TASK BRIEF:
Only a number is wanted here: the number of lines of the data that include "with".

** begin **

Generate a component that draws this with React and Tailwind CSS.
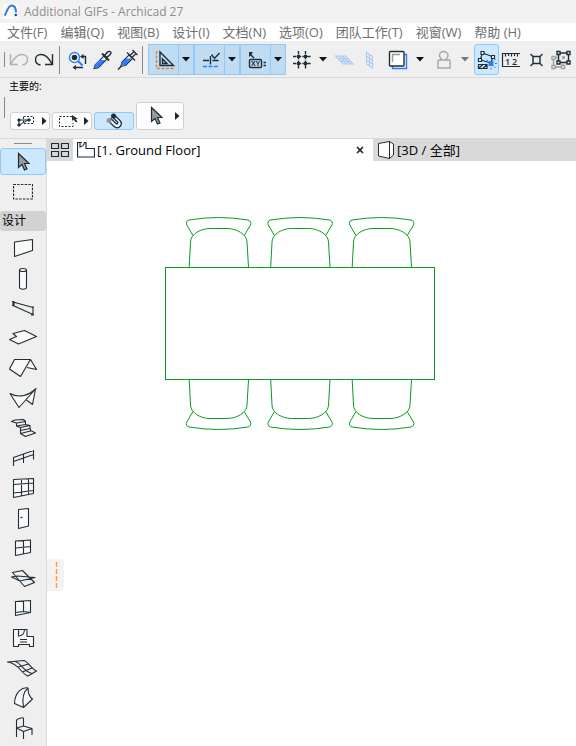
import React from 'react';

const DARK = '#1f2d36';
const BLUE = '#2b7fff';
const FACE = '#f9f9f9';

const menus = ['文件(F)', '编辑(Q)', '视图(B)', '设计(I)', '文档(N)', '选项(O)', '团队工作(T)', '视窗(W)', '帮助 (H)'];

const Caret = ({ color = '#111' }) => (
    <svg width="8" height="5" viewBox="0 0 8 5" className="shrink-0" aria-hidden="true">
        <path d="M0 0h8L4 4.5z" fill={color} />
    </svg>
);

const RightCaret = () => (
    <svg width="5" height="8" viewBox="0 0 5 8" className="shrink-0" aria-hidden="true">
        <path d="M0 0v8l4.5-4z" fill="#222" />
    </svg>
);

// 25x31 glyph box, same size as a toolbar button
const Glyph = ({ children, w = 25 }) => (
    <svg width={w} height="31" viewBox={`0 0 ${w} 31`} fill="none" stroke={DARK} strokeWidth="1.4" className="shrink-0" aria-hidden="true">
        {children}
    </svg>
);

const ToolButton = ({ label, className = '', children }) => (
    <button type="button" aria-label={label} className={`flex h-[31px] w-[25px] shrink-0 items-center justify-center ${className}`}>
        {children}
    </button>
);

const DropButton = ({ label, color }) => (
    <button type="button" aria-label={label} className="flex h-[31px] w-[18px] shrink-0 items-center justify-center">
        <Caret color={color} />
    </button>
);

const SplitButton = ({ label, children }) => (
    <div className="flex h-[31px] w-[46px] shrink-0 border border-[#90c8f6] bg-[#c0dcf3]">
        <button type="button" aria-label={label} className="-m-px flex w-[31px] shrink-0 items-center justify-center">
            {children}
        </button>
        <button type="button" aria-label={`${label} options`} className="flex flex-1 items-center justify-center border-l border-[#90c8f6]">
            <Caret />
        </button>
    </div>
);

const Toolbar = () => (
    <div className="flex items-center overflow-hidden border-b border-[#d9d9d9] bg-[#efefef] pt-[3px] pb-0.5">
        <div className="ml-1 mr-px h-[15px] w-px shrink-0 bg-[#8a8a8a]" />
        <ToolButton label="Undo">
            <Glyph>
                <path stroke="#b0b0b0" d="M4.5 10v10.500h7.500M5 20C8 14 12 10.500 16 10.500c3 0 5.500 2 5.500 5s-2 5-5 5.500" />
            </Glyph>
        </ToolButton>
        <ToolButton label="Redo">
            <Glyph>
                <path d="M21.500 10v10.500h-7.500M21 20C18 14 14 10.500 10 10.500c-3 0-5.500 2-5.500 5s2 5 5 5.500" />
            </Glyph>
        </ToolButton>
        <div className="ml-[3px] mr-[5px] h-7 w-px shrink-0 bg-[#8a8a8a]" />
        <ToolButton label="Find and select">
            <Glyph>
                <circle cx="9.500" cy="13.500" r="5" stroke={BLUE} fill="#fff" />
                <circle cx="9.500" cy="13.500" r="2.800" fill={DARK} stroke="none" />
                <path d="M13 17l4.500 4.500" stroke={BLUE} strokeWidth="2" />
                <path d="M20.500 20v-7.500h-3M18 23.500h-8" />
                <path d="M18.500 10l-3.500 2.500 3.500 2.500zM11 21l-3.500 2.500 3.500 2.500z" fill={DARK} stroke="none" />
            </Glyph>
        </ToolButton>
        <ToolButton label="Pick up parameters">
            <Glyph>
                <path d="M4 24.500l1-3.500 9-9 3 3-9 9z" fill="#fff" strokeWidth="1.100" />
                <path d="M4.500 24l1-3 4-4.500h5l-7 7z" fill={BLUE} stroke={BLUE} strokeWidth="1" />
                <path d="M12 9.500l7 7" strokeWidth="1.800" />
                <path d="M14.500 11.500l3-3.500c1-1 3.500-1 3.500 1 0 1.500-3 3.500-4 4.500z" fill="#dfe3e6" />
            </Glyph>
        </ToolButton>
        <ToolButton label="Inject parameters">
            <Glyph>
                <path d="M3 25.500l4-4" />
                <path d="M6 22l1-4 7-7 3.500 3.500-7 7z" fill="#fff" strokeWidth="1.100" />
                <path d="M6.500 21.500l1-3 3.500-3.500h5l-6 6z" fill={BLUE} stroke={BLUE} strokeWidth="1" />
                <path d="M12 8.500l8 8M15 11.500l4-4M17 13.500l4-4M17.500 6l5 5" strokeWidth="1.200" />
            </Glyph>
        </ToolButton>
        <div className="ml-0.5 mr-[5px] h-7 w-px shrink-0 bg-[#8a8a8a]" />
        <SplitButton label="Guide lines">
            <Glyph w={31}>
                <path d="M8.500 7v17.500H26" stroke="#f47b20" strokeDasharray="3 1.500" />
                <path d="M12 8v13.500h13.500zM14.500 15v4.500h4.500z" />
            </Glyph>
        </SplitButton>
        <SplitButton label="Snap guides">
            <Glyph w={31}>
                <path d="M9 16.500h6M18.500 16.500h6M16.500 12v8.500M17.500 10.500l3 4 5-5.500" />
                <path d="M9 22.500h16" stroke={BLUE} strokeDasharray="4 1.500" />
            </Glyph>
        </SplitButton>
        <SplitButton label="Tracker">
            <Glyph w={31}>
                <path d="M9 8v5l1.500-1.500 3 3 1-1-3-3L13 8z" fill={DARK} stroke="none" />
                <rect x="9.500" y="15.500" width="12" height="8" rx="1" />
                <text x="15.500" y="22" textAnchor="middle" fontSize="7" fontWeight="700" fill={DARK} stroke="none">XY</text>
                <path d="M23.500 18.500h2.500M23.500 21.500h2.500" />
            </Glyph>
        </SplitButton>
        <ToolButton label="Grid snap" className="ml-[3px]">
            <Glyph>
                <path d="M9.500 7v18M16.500 7v18M4 12.500h18M4 19.500h18" strokeDasharray="3.500 1.200" />
                <path d="M8 11h3v3H8zM15 11h3v3h-3zM8 18h3v3H8zM15 18h3v3h-3z" fill={DARK} stroke="none" />
            </Glyph>
        </ToolButton>
        <DropButton label="Grid snap options" />
        <ToolButton label="Editing plane" className="ml-0.5">
            <Glyph>
                <path d="M1.500 12h10l7.500 8H9zM4 14.700h10M6.500 17.400h10M5 12l7.500 8M8.300 12l7.500 8" stroke="#a9c8f3" strokeWidth="1.100" />
            </Glyph>
        </ToolButton>
        <ToolButton label="Vertical plane">
            <Glyph>
                <path d="M7.500 8.500l6 4V24l-6-4zM7.500 12.500l6 4M7.500 16l6 4M10.500 10.500v11.500" stroke="#a9c8f3" strokeWidth="1.100" />
            </Glyph>
        </ToolButton>
        <ToolButton label="Trace reference" className="ml-0.5">
            <Glyph>
                <path d="M18.500 10.500h2v14H6.500v-2.500" stroke={BLUE} />
                <rect x="3.500" y="7.500" width="14.500" height="14.500" rx="1" fill="#fff" />
                <path d="M6.500 18v-7.500H14" stroke="#999" />
            </Glyph>
        </ToolButton>
        <DropButton label="Trace options" />
        <ToolButton label="Gravity" className="ml-0.5">
            <Glyph>
                <path stroke="#a6a6a6" d="M10.500 16c0-2-2-2-2-4.500C8.500 9 10.500 7.500 12.500 7.500s4.500 1.500 4.500 4c0 2.500-2 2.500-2 4.500M8 16h10c1 0 1 1 1 1v7H7v-7s0-1 1-1z" />
            </Glyph>
        </ToolButton>
        <DropButton label="Gravity options" color="#777" />
        <ToolButton label="Suspend groups" className="rounded-[3px] border border-[#90c8f6] bg-[#cce8ff]">
            <Glyph>
                <path d="M10 9.500l8 3M6.500 15l1.500-4.500M7 16l8 2.500M18.500 14l-1 3" strokeWidth="1.200" />
                <path d="M7 7.500h3v3H7zM17.500 11.500h3v3h-3zM4.500 14.500h3v3h-3z" fill="#fff" strokeWidth="1.200" />
                <path d="M4.500 20.500h8.500v4H4.500zM5 24l4-3.500M9 24.500l4-4" strokeWidth="1.200" />
                <path d="M14.500 17h5v5h-5z" fill={BLUE} stroke="none" />
                <path d="M12.500 15.500l1.500 1.500M21.500 15l-1.500 1.500M21.500 24l-1.500-1.500M17 23.500v2M21 19.500h2" stroke={BLUE} strokeWidth="1" />
            </Glyph>
        </ToolButton>
        <ToolButton label="Measure">
            <Glyph>
                <path d="M21 9.500H3.500v13H21M6.500 9.500v3M9.500 9.500v2.500M12.500 9.500v3M15.500 9.500v2.500M18.500 9.500v3" strokeWidth="1.200" />
                <text x="6" y="21" fontSize="9" fontWeight="600" fill={DARK} stroke="none">1</text>
                <text x="13" y="21" fontSize="9" fontWeight="600" fill={DARK} stroke="none">2</text>
            </Glyph>
        </ToolButton>
        <ToolButton label="Marker">
            <Glyph>
                <path d="M9 12.500h7v7H9zM6.500 10l2.500 2.500M18.500 10L16 12.500M6.500 22L9 19.500M18.500 22L16 19.500" />
            </Glyph>
        </ToolButton>
        <ToolButton label="Resize">
            <Glyph>
                <path d="M4.500 13.500v9.500h9M4.500 13.500h4M14 23v-3" stroke="#a0a0a0" />
                <path d="M3 12.500h3v3H3zM3 21.500h3v3H3zM12.500 21.500h3v3h-3z" fill="#fff" stroke="#a0a0a0" />
                <path d="M9.500 9h10v9.500h-10z" />
                <path d="M8 7.500h3v3H8zM18 7.500h3v3h-3zM8 17h3v3H8zM18 17h3v3h-3z" fill="#fff" />
                <circle cx="14.500" cy="13.500" r="1" stroke="#a0a0a0" />
            </Glyph>
        </ToolButton>
    </div>
);

const Pointer = () => (
    <svg width="14" height="20" viewBox="0 0 14 20" className="shrink-0" aria-hidden="true">
        <path d="M2.500 1.500v14l3.500-3 2.500 5.500 2.500-1-2.500-5.500h4.500z" fill="#9a9a9a" stroke={DARK} strokeWidth="1.200" />
    </svg>
);

const InfoButton = ({ label, active, children }) => (
    <button
        type="button"
        aria-label={label}
        className={`flex h-[18px] w-10 shrink-0 items-center rounded-[3px] border ${active ? 'justify-center border-[#90c8f6] bg-[#cce8ff]' : 'justify-between border-[#d0d0d0] bg-[#fdfdfd] pr-0.5 pl-1.5'}`}
    >
        {children}
    </button>
);

const InfoBox = () => (
    <div className="h-[61px] border-b border-[#d9d9d9] bg-[#efefef]">
        <div className="pl-[9px] text-[10px] leading-4 text-black">主要的:</div>
        <div className="flex items-end pt-[3px] pl-1">
            <div className="mr-[5px] mb-3 h-[21px] w-px bg-[#8a8a8a]" />
            <div className="flex items-end gap-0.5">
                <InfoButton label="Selection method">
                    <svg width="17" height="12" viewBox="0 0 17 12" fill="none" stroke={DARK} className="shrink-0" aria-hidden="true">
                        <path d="M6.500 1.500h10v7h-10z" strokeDasharray="2 1.500" />
                        <path d="M2 10l10-5.500M2 10V5h10" />
                        <path d="M1 4h2v2H1zM1 9h2v2H1zM11 4h2v2h-2z" fill={DARK} />
                    </svg>
                    <RightCaret />
                </InfoButton>
                <InfoButton label="Marquee method">
                    <svg width="19" height="12" viewBox="0 0 19 12" fill="none" stroke={DARK} className="shrink-0" aria-hidden="true">
                        <path d="M13 1.500H.5v10h13.500V8" strokeDasharray="2 1.500" />
                        <path d="M13 0v6l1.500-1.500 2.500 3 1.500-1L16.500 4H19z" fill={DARK} stroke="none" />
                    </svg>
                    <RightCaret />
                </InfoButton>
                <InfoButton label="Quick selection" active>
                    <svg width="18" height="16" viewBox="0 0 18 16" fill="none" stroke={DARK} strokeWidth="1.200" className="shrink-0" aria-hidden="true">
                        <path d="M9.500 2l5 5c2.500 2.500 2 5 .5 6.500s-4 2-6.500-.5l-5-5L6 5.500l5 5c1 1 2.500-.5 1.500-1.500l-5-5z" fill="#e4f2fd" />
                        <circle cx="8.500" cy="3" r="2.500" fill={DARK} stroke="none" />
                        <circle cx="4" cy="7.500" r="2.500" fill="#8f979d" stroke="none" />
                    </svg>
                </InfoButton>
                <button type="button" aria-label="Arrow tool" className="flex h-7 w-12 items-center justify-center gap-3 rounded-[3px] border border-[#d0d0d0] bg-[#fdfdfd] pl-2">
                    <Pointer />
                    <RightCaret />
                </button>
            </div>
        </div>
    </div>
);

const tools = [
    { name: 'Wall', art: <path fill={FACE} d="M14.500 9l18-2.500v11l-18 6z" /> },
    { name: 'Column', art: <path fill={FACE} d="M19.500 7v17c0 3 7 3 7 0V7c0-2-7-2-7 0s7 2 7 0" /> },
    { name: 'Beam', art: <path d="M12 8.500h2v4h-2M13 8.500v4M13 9l20 5.500M13 12.500l20 9M32 14h2M33 14v8M31 22h3" /> },
    { name: 'Slab', art: <path fill={FACE} d="M13 10.500l11.500-3 12 6-18 7.500-9-4.500 7-3z" /> },
    { name: 'Roof', art: <path fill={FACE} d="M14.500 6.500h16l-10 17-11-7.500zM30.500 6.500l6 10-9.500-2" /> },
    { name: 'Shell', art: <path fill={FACE} d="M10 10.500c9 5 19 2 26-5L19 24.500zM35.500 6l-3 15.500-6-4.500" /> },
    { name: 'Stair', art: <path d="M11.500 8.500L15 7l8.500-.5 2 2-9 1.500zM16.500 10v3l9-1.500v-3M16.500 13l4 1.500v3l9.500-2v-3l-4.500-1M20.500 14.500l9.500-2M20.500 17.500v3l10-2.500v-2.500M20.500 20.500l5 3 10-3.500-5-2.500" /> },
    { name: 'Railing', art: <path d="M13.500 14v9M23.500 10.500v9.500M33.500 7v9.500M13.500 14.500l20-7M13.500 18.500l20-7" /> },
    { name: 'Curtain wall', art: <path fill={FACE} d="M13.500 6.500l20-1v15l-20 4zM21.500 6v17M28.500 5.500v16M13.500 11.500l20-1.500M13.500 20l20-2.500" /> },
    { name: 'Door', art: <path fill={FACE} d="M18.500 6.500l10-1v17.500l-10 2.500zM20.500 15l2-1" /> },
    { name: 'Window', art: <path fill={FACE} d="M15.500 8l15-1v12.500l-15 3zM23.500 7.500v13.500M15.500 15l15-1.500" /> },
    { name: 'Skylight', art: <path d="M12.500 9.500l10-2 12 12-10 4zM11.500 14l6-1 17.500 1.500-15 3.500z" /> },
    { name: 'Corner window', art: <path fill={FACE} d="M15.500 8.500l15-1v12l-15 3zM23.500 8v10.500l7 1M15.500 19.500l8-1" /> },
    { name: 'Zone', art: <path fill={FACE} d="M13.500 6.500h5v6.500c4 0 6-3 6-6.500h2.500v7h6.500v10h-4v-2h-11v2h-5zM18.500 6.500h6M20 16.500h7M20 19h7" /> },
    { name: 'Mesh', art: <path d="M7.500 9l16.500-1.500c4 1 7 8 12.500 10.500l-8.500 5C22 22 19 10 7.500 9zM15.500 8.500c6 2 7 9 16.500 12M18 14l10.500-3M22.500 19l9.500-4" /> },
    { name: 'Morph', art: <path fill={FACE} d="M14.500 20.500l9 4 9-8.500c-3-2-4.500-6-4.500-11-5-1-13 3-13.500 15.500zM28 5c-5 4-6 11-4.500 19.500" /> },
    { name: 'Object', art: <path d="M16.500 24V7.500c0-1.500 7-4 7-2V13l8.500 2.500-8.500 3-7-3.500 7-2M32 15.500v6.500M23.500 18.500v7.500" /> },
];

const Toolbox = () => (
    <nav aria-label="Toolbox" className="w-[47px] shrink-0 border-r border-[#d9d9d9] bg-[#efefef]">
        <div className="mx-auto mt-1 mb-1 h-px w-[18px] bg-[#8a8a8a]" />
        <button type="button" aria-label="Arrow" className="flex h-[27px] w-full items-center justify-center rounded-[3px] border border-[#90c8f6] bg-[#cce8ff]">
            <Pointer />
        </button>
        <button type="button" aria-label="Marquee" className="mt-0.5 mb-1 flex h-[30px] w-full items-center justify-center">
            <svg width="20" height="16" viewBox="0 0 20 16" fill="none" stroke={DARK} strokeWidth="1.200" aria-hidden="true">
                <path d="M.5 .5h19v14.500H.5z" strokeDasharray="2.500 1.200" />
            </svg>
        </button>
        <h2 className="mb-0.5 h-5 rounded-[3px] bg-[#d2d2d2] pl-0.5 text-xs leading-5 text-black">设计</h2>
        {tools.map((tool) => (
            <button key={tool.name} type="button" aria-label={tool.name} className="flex h-[30px] w-full items-center">
                <svg width="46" height="30" viewBox="0 0 46 30" fill="none" stroke={DARK} strokeWidth="1.100" strokeLinejoin="round" aria-hidden="true">
                    {tool.art}
                </svg>
            </button>
        ))}
    </nav>
);

const Tabs = () => (
    <div className="flex h-[22px] bg-[#d9d9d9] text-[13px] leading-[22px] text-black">
        <button type="button" aria-label="Tab overview" className="flex w-[26px] shrink-0 items-center justify-center">
            <svg width="18" height="14" viewBox="0 0 18 14" fill="none" stroke={DARK} strokeWidth="1.200" aria-hidden="true">
                <path d="M.5 .5h7v5h-7zM10.500 .5h7v5h-7zM.5 8.500h7v5h-7zM10.500 8.500h7v5h-7z" />
            </svg>
        </button>
        <div className="flex w-[300px] items-center bg-white pl-1">
            <svg width="18" height="16" viewBox="0 0 18 16" fill="none" stroke={DARK} strokeWidth="1.200" aria-hidden="true">
                <path d="M.5 .5h2.500v4.500c2.500-.5 4-2 4.500-4.500h1.500v6h8.500V15H.5zM3 .5h2" />
            </svg>
            <span className="ml-0.5 flex-1 whitespace-nowrap">[1. Ground Floor]</span>
            <button type="button" aria-label="Close tab" className="mr-[9px]">
                <svg width="8" height="8" viewBox="0 0 8 8" stroke="#222" strokeWidth="1.700" aria-hidden="true">
                    <path d="M1 1l6 6M7 1L1 7" />
                </svg>
            </button>
        </div>
        <div className="flex flex-1 items-center pl-[5px]">
            <svg width="16" height="18" viewBox="0 0 16 18" stroke={DARK} fill="#fff" aria-hidden="true">
                <path d="M.5 2.500l11-2v17l-11-2.500zM11.500 .5l4 2.500v11l-4 3.500z" />
            </svg>
            <span className="ml-[3px] whitespace-nowrap">[3D / 全部]</span>
        </div>
    </div>
);

const Chair = ({ transform }) => (
    <g transform={transform}>
        <path d="M28 18.500L21.800 8C21 6 21.500 3.500 24 3Q39 .5 53.500 .5T83 3C85.500 3.500 86.500 6 85.500 8L79.200 18.500" />
        <path d="M24.200 50L25.500 25C25.500 17 36 11.500 45 11.500H62C71 11.500 82 17 82 25L83.500 50" />
    </g>
);

const FloorPlan = () => (
    <svg width="270" height="213" viewBox="0 0 270 213" fill="none" stroke="#0a9b23" role="img" aria-label="Dining table with six chairs">
        {[0, 81.5, 163].map((x) => (
            <React.Fragment key={x}>
                <Chair transform={`translate(${x} 0)`} />
                <Chair transform={`translate(${x} 213) scale(1 -1)`} />
            </React.Fragment>
        ))}
        <rect x="0.500" y="50.500" width="269" height="112" />
    </svg>
);

export default function App() {
    return (
        <div className="flex min-h-screen flex-col bg-white font-['Open_Sans','Noto_Sans_CJK_SC',sans-serif]">
            <header className="flex h-[23px] items-center gap-1.5 bg-[#f2f2f2] pl-[3px] text-xs text-[#8c8c8c]">
                <svg width="15" height="15" viewBox="0 0 15 15" fill="none" aria-hidden="true">
                    <rect width="15" height="15" fill="#f8fafc" />
                    <path d="M1.500 11.500C3 10 5 1.500 8.500 1.500c3 0 4.500 3 4.500 7" stroke="#3a78d8" strokeWidth="2" />
                    <circle cx="12.800" cy="11" r="1.300" fill="#14469c" />
                </svg>
                <h1>Additional GIFs - Archicad 27</h1>
            </header>
            <nav className="flex h-[18px] items-center gap-[13px] overflow-hidden bg-white pl-[7px] text-[13px] leading-[18px] whitespace-nowrap text-[#6e6e6e]">
                {menus.map((menu) => (
                    <button key={menu} type="button">{menu}</button>
                ))}
            </nav>
            <Toolbar />
            <InfoBox />
            <div className="flex flex-1">
                <Toolbox />
                <main className="relative flex-1">
                    <Tabs />
                    <div className="pt-14 pl-[118px]">
                        <FloorPlan />
                    </div>
                    {/* docking handle floating over the canvas */}
                    <div className="absolute top-[420px] left-0 h-8 w-[17px] rounded-r bg-[#f2f2f2]">
                        <svg width="17" height="32" viewBox="0 0 17 32" aria-hidden="true">
                            <path d="M9.500 3v26" stroke="#ff9a45" strokeWidth="1.400" strokeDasharray="5 2" />
                        </svg>
                    </div>
                </main>
            </div>
        </div>
    );
}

** end **

SOLUTION TO THE PROBLEM:
2